If you could be anyone for one day, who would you be? Where would you go? What would you do? With The Pretender Project this becomes a possibility through an Oculus, Kinect and body controller device. Users are given the ability to step into the body of another person and pretend they are them for as long as they desire.
How It Works:
The user puts on an Oculus headset with dual angle lenses that film the user’s body and that of the controller’s. The images captured by these lenses switch in perspective on the Oculus headset and create the illusion that the user is inhabiting someone else’s body. The Kinect tracks your controller’s movements and electrical muscle stimulators produce matching physical movement. If the controller moves his arm up, the user’s arm will also rise. If the controller bends their wrist the user will automatically bend theirs as well.
The Oculus Rift headset’s low-latency head tracking creates a realistic sense of movement with the user’s field of vision and the electrical muscle stimulators create a natural reflex sensation. Together, these two systems create seamless interaction between the user and controller. The Pretender Project adds a new layer of immersive haptic feedback previously non existent in virtual reality experiences.
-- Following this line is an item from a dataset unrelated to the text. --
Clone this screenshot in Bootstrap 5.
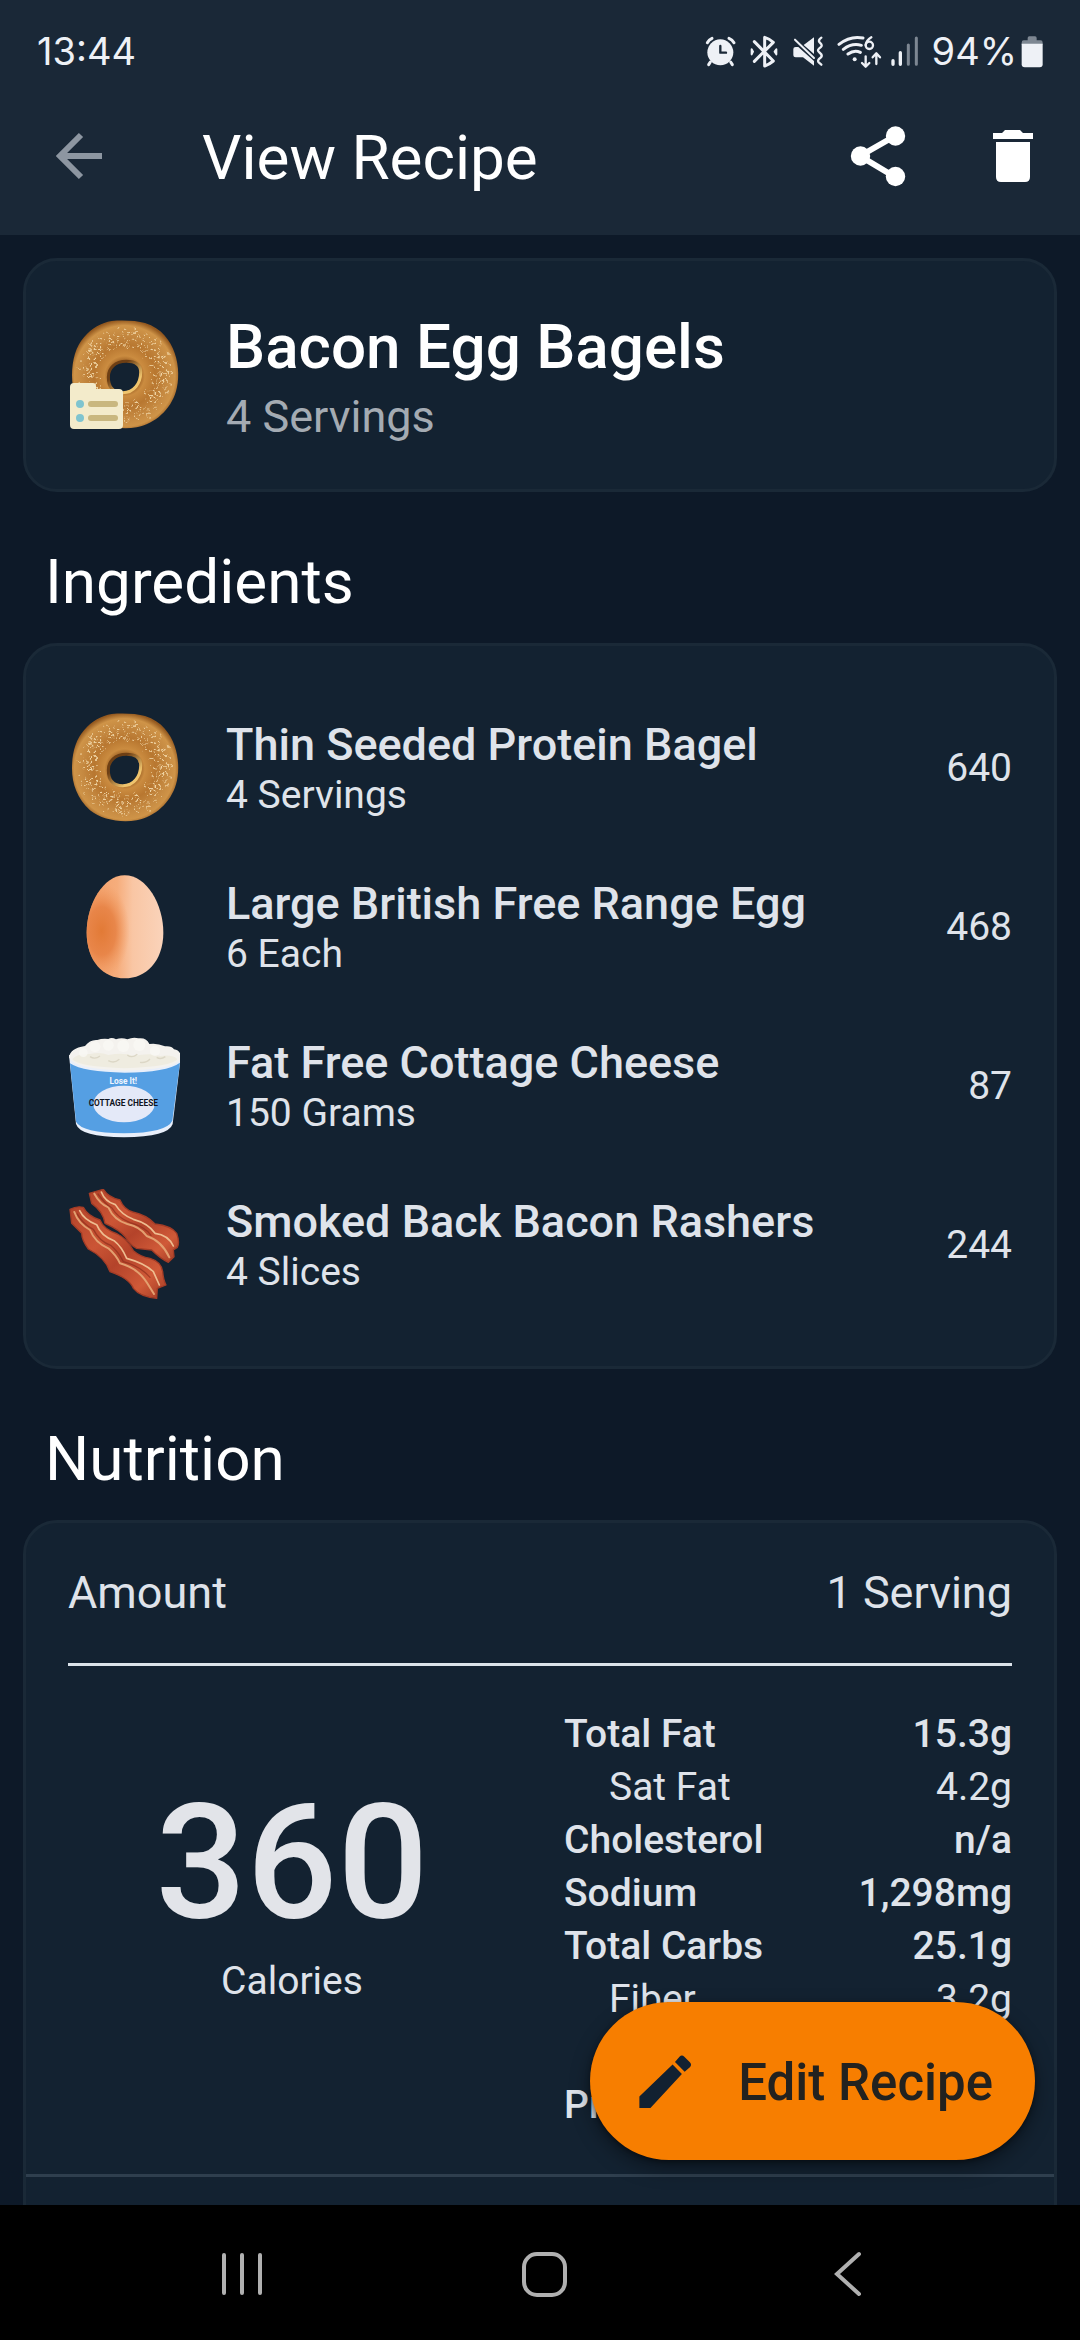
<!DOCTYPE html>
<html lang="en">
<head>
<meta charset="utf-8">
<meta name="viewport" content="width=device-width, initial-scale=1">
<title>View Recipe</title>
<link href="https://cdn.jsdelivr.net/npm/bootstrap@5.3.0/dist/css/bootstrap.min.css" rel="stylesheet">
<style>
  :root { --ink: #dfe3ea; --page: #0d1928; --bar: #1a2837; --panel: #132231; --edge: #1a2937; }
  body { background: var(--page); color: var(--ink); font-family: Roboto, "Liberation Sans", sans-serif; font-size: 39px; line-height: 46px; }
  .top-area { background: var(--bar); padding-bottom: 25px; }
  .status-strip { height: 102px; padding: 0 37px; font-family: Inter, "Liberation Sans", sans-serif; font-size: 38px; color: #eef1f6; }
  .status-text { margin-left: 13px; }
  .app-bar { height: 108px; padding: 0 38px 0 48px; color: #fff; }
  .app-title { font-size: 62px; line-height: 72px; margin-left: 90px; font-weight: 400; }
  .icon-btn { background: none; border: 0; padding: 0; display: flex; }
  .app-bar .icon-btn + .icon-btn { margin-left: 74px; }
  .scroller { min-height: 0; overflow-y: auto; scrollbar-width: none; padding: 23px 23px 0; }
  .scroller::-webkit-scrollbar { display: none; }
  .panel { background: var(--panel); border: 3px solid var(--edge); border-radius: 34px; color: var(--ink); }
  .panel-pad { padding: 42px; }
  .hero { padding: 44px 42px; }
  .hero-name { font-size: 62px; line-height: 84px; font-weight: 500; color: #fff; margin: 0; }
  .hero-sub { font-size: 45px; line-height: 56px; color: #a4abb3; }
  .food-pic { width: 112px; height: 112px; flex: none; }
  .food-gap { gap: 46px; }
  .section-title { font-size: 62px; line-height: 72px; font-weight: 400; color: #fff; margin: 54px 0 25px; padding-left: 22px; }
  .food-row { height: 159px; }
  .food-name { font-size: 45px; line-height: 54px; font-weight: 500; }
  .amount-line { font-size: 45px; line-height: 56px; padding-bottom: 42px; border-bottom: 3px solid #dbe3ea; }
  .facts { padding-top: 42px; display: grid; grid-template-columns: 1fr 1fr; gap: 48px; }
  .calorie-box { padding-bottom: 38px; }
  .calorie-num { font-size: 160px; line-height: 160px; font-weight: 500; color: #e2e4e9; }
  .calorie-cap { line-height: 76px; }
  .fact-table { line-height: 53px; }
  .fact-table th { font-weight: 500; padding: 0; }
  .fact-table td { font-weight: 500; padding: 0; text-align: right; }
  .fact-table .sub-fact th { font-weight: 400; padding-left: 45px; }
  .fact-table .sub-fact td { font-weight: 400; }
  .panel-foot { border-top: 3px solid #2f3f4e; height: 120px; }
  .fab { right: 45px; bottom: 45px; height: 158px; padding: 0 42px 0 48px; gap: 44px; border: 0; border-radius: 79px; background: #f77e00; color: #23221f; font-size: 51px; line-height: 60px; font-weight: 500; box-shadow: 0 8px 20px rgba(0,0,0,.4), 0 2px 5px rgba(0,0,0,.4); }
  .system-nav { background: #000; height: 135px; padding: 0 200px 0 210px; }
</style>
</head>
<body>
<svg width="0" height="0" class="position-absolute" aria-hidden="true">
  <defs>
    <radialGradient id="crust" gradientUnits="userSpaceOnUse" cx="254" cy="264" r="168">
      <stop offset=".24" stop-color="#94591f"/><stop offset=".36" stop-color="#cb8c40"/><stop offset=".55" stop-color="#b87730"/><stop offset=".75" stop-color="#c58941"/><stop offset=".9" stop-color="#cf9448"/><stop offset="1" stop-color="#94591f"/>
    </radialGradient>
    <linearGradient id="holeRim" x1="0" y1="0" x2="1" y2="1"><stop offset=".3" stop-color="#6e3f14"/><stop offset=".75" stop-color="#efc46d"/></linearGradient>
    <filter id="scatter" filterUnits="userSpaceOnUse" x="84" y="93" width="336" height="336"><feTurbulence type="fractalNoise" baseFrequency=".06" numOctaves="2" seed="4"/><feDisplacementMap in="SourceGraphic" scale="36" xChannelSelector="R" yChannelSelector="G"/></filter>
    <symbol id="bagel" viewBox="84 93 336 336">
      <path fill="url(#crust)" fill-rule="evenodd" d="M215 99C250 96 290 98 315 105C365 120 392 160 404 195C418 235 417 280 408 310C392 365 345 408 290 418C240 426 185 416 150 388C112 352 96 310 96 262C96 215 108 175 132 148C155 120 185 104 215 99ZM259 222C225 222 208 240 208 267C208 298 220 312 248 312C282 312 300 285 300 253C300 232 285 222 259 222Z"/>
      <path fill="none" stroke="url(#holeRim)" stroke-width="9" d="M259 220C225 220 205 240 205 267C205 299 220 314 248 314C283 314 302 285 302 253C302 231 286 220 259 220Z"/>
      <g fill="none" stroke="#f6dfb2" stroke-linecap="round" stroke-width="5" filter="url(#scatter)">
        <circle cx="255" cy="258" r="84" stroke-dasharray="1 19 3 27 1 14 2 33" opacity=".75"/>
        <circle cx="255" cy="260" r="95" stroke-dasharray="3 17 1 26 2 13" opacity=".85"/>
        <circle cx="255" cy="260" r="106" stroke-dasharray="1 14 3 21 2 16" opacity=".9"/>
        <circle cx="255" cy="259" r="117" stroke-dasharray="3 16 1 12 2 25" opacity=".85"/>
        <circle cx="255" cy="260" r="128" stroke-dasharray="1 19 3 15 1 27" opacity=".8"/>
        <circle cx="255" cy="260" r="139" stroke-dasharray="2 28 1 21 3 35" opacity=".65"/>
      </g>
    </symbol>
  </defs>
</svg>

<div class="d-flex flex-column vh-100">
  <header class="top-area flex-shrink-0">
    <div class="status-strip d-flex align-items-center">
      <span class="me-auto">13:44</span>
      <svg width="214" height="35" viewBox="72 100 642 105" aria-hidden="true" fill="none" stroke="#eef1f6" stroke-width="9" stroke-linecap="round" stroke-linejoin="round">
        <circle cx="118" cy="155" r="39" fill="#eef1f6" stroke="none"/>
        <path d="M79 126Q84 117 93 113M144 113Q154 117 159 126M88 184L83 192M149 184L154 192"/>
        <path d="M118 136V156H135" stroke="#1a2837" stroke-width="7"/>
        <path d="M220 123L277 181Q265 191 251 196V110Q265 114 277 125L220 182" />
        <path d="M212 146L216 153L212 161ZM286 146L281 153L286 161Z" stroke-width="6"/>
        <path fill="#eef1f6" stroke="none" d="M337 145Q337 139 344 139H352L399 181V195L366 170H344Q337 170 337 164ZM368 133L399 110V160Z"/>
        <path d="M342 117L399 172" stroke-width="6"/>
        <path d="M421 111Q411 118 415 124L421 131Q425 137 415 143Q407 149 415 155L421 161Q425 168 415 174Q408 181 414 186L421 192" stroke-width="7"/>
        <path d="M474 131Q508 104 546 112M487 146Q513 126 541 134M501 160Q520 146 538 155"/>
        <circle cx="521" cy="176" r="6" fill="#eef1f6" stroke="none"/>
        <path d="M571 110Q556 119 554 133" stroke-width="7"/><circle cx="565" cy="134" r="11" stroke-width="7"/>
        <path d="M554 167V197M543 187L554 198L565 187M586 190V159M575 170L586 158L597 170" stroke-width="7"/>
        <path d="M636 180V191M658 156V191" stroke-width="10"/><path d="M682 133V191M706 112V191" stroke="#7d8792" stroke-width="9"/>
      </svg>
      <span class="status-text">94%</span>
      <svg class="ms-1" width="22" height="35" viewBox="1024 100 66 105" aria-hidden="true"><path fill="#7d8792" d="M1044 112Q1044 107 1049 107H1066Q1071 107 1071 112V119H1083Q1089 119 1089 126V132H1026V126Q1026 119 1032 119H1044Z"/><path fill="#eef1f6" d="M1026 129H1089V191Q1089 200 1080 200H1035Q1026 200 1026 191Z"/></svg>
    </div>
    <div class="app-bar d-flex align-items-center">
      <button type="button" class="icon-btn" aria-label="Back">
        <svg width="64" height="64" viewBox="0 0 64 64" fill="none" stroke="#8d96a1" stroke-width="6"><path d="M54 32H13M33 11L12 32L33 53"/></svg>
      </button>
      <h1 class="app-title mb-0 pt-1 me-auto">View Recipe</h1>
      <button type="button" class="icon-btn" aria-label="Share">
        <svg width="64" height="64" viewBox="845 123 64 64" fill="#fff" stroke="#fff"><path fill="none" stroke-width="6" d="M894 135L859 155L894 176"/><g stroke="none"><circle cx="859.500" cy="155" r="9.700"/><circle cx="894.500" cy="135" r="9.700"/><circle cx="894.500" cy="175.500" r="9.700"/></g></svg>
      </button>
      <button type="button" class="icon-btn" aria-label="Delete">
        <svg width="58" height="64" viewBox="983 123 58 64" fill="#fff"><path d="M992 132H1001L1004 129H1019L1022 132H1032V138H992ZM995 141H1029V176Q1029 181 1024 181H1000Q995 181 995 176Z"/></svg>
      </button>
    </div>
  </header>

  <div class="position-relative d-flex flex-column flex-grow-1 overflow-hidden">
    <main class="scroller flex-grow-1">
      <section class="panel hero d-flex align-items-center food-gap">
        <svg class="food-pic" viewBox="0 0 112 112" role="img" aria-label="Bagel recipe"><use href="#bagel" width="112" height="112"/><path fill="#f3ebcb" d="M2 68Q2 64 6 64H25Q28 64 28 67V70H51Q55 70 55 74V106Q55 110 51 110H6Q2 110 2 106Z"/><g fill="#7fc4cf"><circle cx="12" cy="85" r="4"/><circle cx="12" cy="99" r="4"/></g><g fill="#c9b77f"><rect x="20" y="82" width="30" height="6" rx="3"/><rect x="20" y="96" width="30" height="6" rx="3"/></g></svg>
        <div>
          <h2 class="hero-name">Bacon Egg Bagels</h2>
          <div class="hero-sub">4 Servings</div>
        </div>
      </section>

      <h2 class="section-title">Ingredients</h2>
      <ul class="panel panel-pad list-unstyled mb-0">
        <li class="food-row d-flex align-items-center food-gap">
          <svg class="food-pic" role="img" aria-label="Bagel"><use href="#bagel" width="112" height="112"/></svg>
          <div class="flex-grow-1"><div class="food-name">Thin Seeded Protein Bagel</div><div>4 Servings</div></div>
          <span>640</span>
        </li>
        <li class="food-row d-flex align-items-center food-gap">
          <svg class="food-pic" viewBox="84 570 336 336" role="img" aria-label="Egg">
            <defs><linearGradient id="shell"><stop offset="0" stop-color="#f3a06a"/><stop offset=".4" stop-color="#f6ad7c"/><stop offset=".6" stop-color="#f9c6a4"/><stop offset="1" stop-color="#fad3ba"/></linearGradient>
            <radialGradient id="shade" gradientUnits="userSpaceOnUse" cx="0" cy="0" r="1" gradientTransform="translate(185 750) scale(84 145)"><stop offset="0" stop-color="#e27a36"/><stop offset=".5" stop-color="#e68042" stop-opacity=".85"/><stop offset="1" stop-color="#f0975b" stop-opacity="0"/></radialGradient></defs>
            <path fill="url(#shell)" d="M254 583C320 583 370 670 370 755C370 840 318 892 254 892C190 892 140 840 140 755C140 670 190 583 254 583Z"/>
            <path fill="url(#shade)" d="M254 583C320 583 370 670 370 755C370 840 318 892 254 892C190 892 140 840 140 755C140 670 190 583 254 583Z"/>
          </svg>
          <div class="flex-grow-1"><div class="food-name">Large British Free Range Egg</div><div>6 Each</div></div>
          <span>468</span>
        </li>
        <li class="food-row d-flex align-items-center food-gap">
          <svg class="food-pic" viewBox="84 90 336 336" role="img" aria-label="Cottage cheese tub">
            <path fill="#e9effa" d="M87 165H423L398 372Q385 411 252 412Q120 411 108 372Z"/>
            <path fill="#559fe3" d="M90 190Q130 217 254 218Q380 217 420 188L397 362Q380 398 252 400Q125 398 108 365Z"/>
            <path fill="#f4f2ee" d="M87 172Q90 145 135 138Q150 118 172 120Q186 115 205 117Q215 111 228 118Q245 112 262 118Q280 110 295 115Q320 112 328 132Q350 128 375 139Q395 137 402 148Q424 152 423 175Q410 208 254 212Q100 208 87 172Z"/>
            <path fill="#efece0" d="M97 178Q110 160 150 162Q180 154 205 165Q250 156 280 168Q330 158 360 168Q400 163 412 178Q395 200 254 205Q115 200 97 178Z"/>
            <g fill="#faf9f5" opacity=".8"><circle cx="165" cy="140" r="16"/><circle cx="205" cy="136" r="16"/><circle cx="250" cy="138" r="18"/><circle cx="298" cy="135" r="18"/><circle cx="345" cy="153" r="15"/><circle cx="130" cy="158" r="13"/></g>
            <path fill="none" stroke="#dcd7c6" stroke-width="4" d="M150 170Q165 180 180 168M205 182Q222 192 238 178M262 165Q275 176 292 163M300 187Q318 190 330 177M350 172Q362 180 376 170"/>
            <ellipse cx="252" cy="312" rx="92" ry="55" fill="#e4e9f8"/>
            <text x="250" y="252" text-anchor="middle" font-family="Roboto, sans-serif" font-weight="700" font-size="25" fill="#eef5ff">Lose It!</text>
            <text x="250" y="319" text-anchor="middle" font-family="Roboto, sans-serif" font-weight="700" font-size="25" fill="#10151f">COTTAGE CHEESE</text>
          </svg>
          <div class="flex-grow-1"><div class="food-name">Fat Free Cottage Cheese</div><div>150 Grams</div></div>
          <span>87</span>
        </li>
        <li class="food-row d-flex align-items-center food-gap">
          <svg class="food-pic" viewBox="84 567 336 336" role="img" aria-label="Bacon" fill="none" stroke-linecap="round" stroke-linejoin="round">
            <defs><linearGradient id="meat" x2="1" y2="1"><stop offset="0" stop-color="#b3432a"/><stop offset=".35" stop-color="#cb5535"/><stop offset=".55" stop-color="#b4432a"/><stop offset=".8" stop-color="#d05a38"/><stop offset="1" stop-color="#a03a24"/></linearGradient></defs>
            <g fill="url(#meat)" stroke="#a33c26" stroke-width="4">
              <path d="M190 568Q205 592 240 600Q252 628 278 636Q320 645 345 672Q395 678 410 700Q420 728 412 742L400 750L402 770L385 787Q360 775 335 750L290 745Q270 735 257 712Q240 690 195 670Q190 635 155 610L148 580Z"/>
              <path d="M90 628Q110 617 130 622Q143 648 180 660Q190 687 232 702Q260 715 280 752Q300 770 330 775Q364 785 368 815Q370 840 378 855L352 865L350 895Q300 890 280 865Q268 835 210 815Q195 772 145 747Q125 720 125 700L95 670Z"/>
            </g>
            <g stroke="#e3a070" stroke-width="6">
              <path d="M163 581Q180 612 205 622Q222 660 262 672Q300 680 320 708Q365 722 388 772"/>
              <path d="M103 636Q115 670 150 690Q165 728 205 745Q228 765 240 790Q295 805 322 850L342 882"/>
            </g>
            <g stroke="#eebd90" stroke-width="5">
              <path d="M184 576Q195 605 226 614Q245 645 280 658Q325 670 345 700Q385 705 400 738"/>
              <path d="M119 632Q132 660 170 674Q183 708 222 722Q245 740 260 775Q315 790 340 815L358 855"/>
            </g>
            <g stroke="#8e2f1d" stroke-width="4" opacity=".7">
              <path d="M174 582Q195 612 216 624Q232 652 270 668Q315 680 333 706"/>
              <path d="M112 642Q128 672 160 688Q178 724 212 736Q235 755 250 785Q300 798 330 832"/>
            </g>
          </svg>
          <div class="flex-grow-1"><div class="food-name">Smoked Back Bacon Rashers</div><div>4 Slices</div></div>
          <span>244</span>
        </li>
      </ul>

      <h2 class="section-title">Nutrition</h2>
      <section class="panel">
        <div class="panel-pad">
          <div class="amount-line d-flex justify-content-between"><span>Amount</span><span>1 Serving</span></div>
          <div class="facts">
            <div class="calorie-box d-flex flex-column justify-content-center text-center">
              <div class="calorie-num">360</div>
              <div class="calorie-cap">Calories</div>
            </div>
            <table class="fact-table w-100">
              <tbody>
                <tr><th scope="row">Total Fat</th><td>15.3g</td></tr>
                <tr class="sub-fact"><th scope="row">Sat Fat</th><td>4.2g</td></tr>
                <tr><th scope="row">Cholesterol</th><td>n/a</td></tr>
                <tr><th scope="row">Sodium</th><td>1,298mg</td></tr>
                <tr><th scope="row">Total Carbs</th><td>25.1g</td></tr>
                <tr class="sub-fact"><th scope="row">Fiber</th><td>3.2g</td></tr>
                <tr class="sub-fact"><th scope="row">Sugars</th><td></td></tr>
                <tr><th scope="row">Protein</th><td></td></tr>
              </tbody>
            </table>
          </div>
        </div>
        <div class="panel-foot"></div>
      </section>
    </main>
    <button type="button" class="fab position-absolute d-flex align-items-center">
      <svg width="56" height="56" viewBox="284 310 162 162" fill="#122131" aria-hidden="true"><path d="M288 436L384 343L411 371L320 469H288ZM391 336L404 321Q411 314 418 321L434 337Q441 344 434 351L419 364Z"/></svg>
      <span class="pt-1">Edit Recipe</span>
    </button>
  </div>

  <nav class="system-nav flex-shrink-0 d-flex justify-content-between align-items-center" aria-label="System">
    <button type="button" class="icon-btn" aria-label="Recents"><svg width="64" height="64" viewBox="0 0 64 64" stroke="#b0b0b0" stroke-width="4" stroke-linecap="round"><path d="M14 14V52M32 14V52M50 14V52"/></svg></button>
    <button type="button" class="icon-btn" aria-label="Home"><svg width="64" height="64" viewBox="0 0 64 64" fill="none" stroke="#b0b0b0" stroke-width="4"><rect x="11" y="13" width="41" height="41" rx="13"/></svg></button>
    <button type="button" class="icon-btn" aria-label="Back"><svg width="64" height="64" viewBox="0 0 64 64" fill="none" stroke="#b0b0b0" stroke-width="4" stroke-linecap="round"><path d="M43 13L21 33L43 53"/></svg></button>
  </nav>
</div>
<script src="https://cdn.jsdelivr.net/npm/bootstrap@5.3.0/dist/js/bootstrap.bundle.min.js"></script>
</body>
</html>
The concept is inspired by the Proteus Effect, a psychological phenomenon that morphs real behavior with the actions of an avatar. The Pretender Project explores what it means to control and to be controlled. As individuals step into the body of another person, they experience real social interactions and have the opportunity to assume the physical behaviours—and in the long term even personalities—of someone else without physical restrictions.
Port is a central unit that connects an input device (e.g. Kinect), a vision device (e.g. Oculus) and output device – a body controller device (e.g. muscle electrodes) – either remotely or via wires.
Body Control Device
Body Control device consist of muscle stimulators that delivers electrodes to different body parts in order to feel the sensation of touch or to control different body parts in training mode.
The SDK would be mostly used to connect new vision, input, and body control devices to work together. Software also will interact with body control devices in order to know how strong and to what body parts should electrodes be sent.
SDK will be open to developers in order to create games for Pretender. However, in case any adjustments are made to the code in order to enhance efficiency or to add features, Pretender will have full ownership of that.
Why I should care?
1. Use of Haptic Devices for VR increased grades for medical students by 26% ( Buchanan J.A. et al. 2005).
2. Cybersickness in VR can be reduced by having well designed haptic devices that reduce information that conflicts with the real world (Gabriel Wells et al. 2013).
3. People’s senses overlap—creating a crossmodal attention effect—meaning that, for example, touch must not be completely precise to create the illusion of a real experience ( Wido Nager, Kaija Estorf and Thomas F Münte et al. 2005).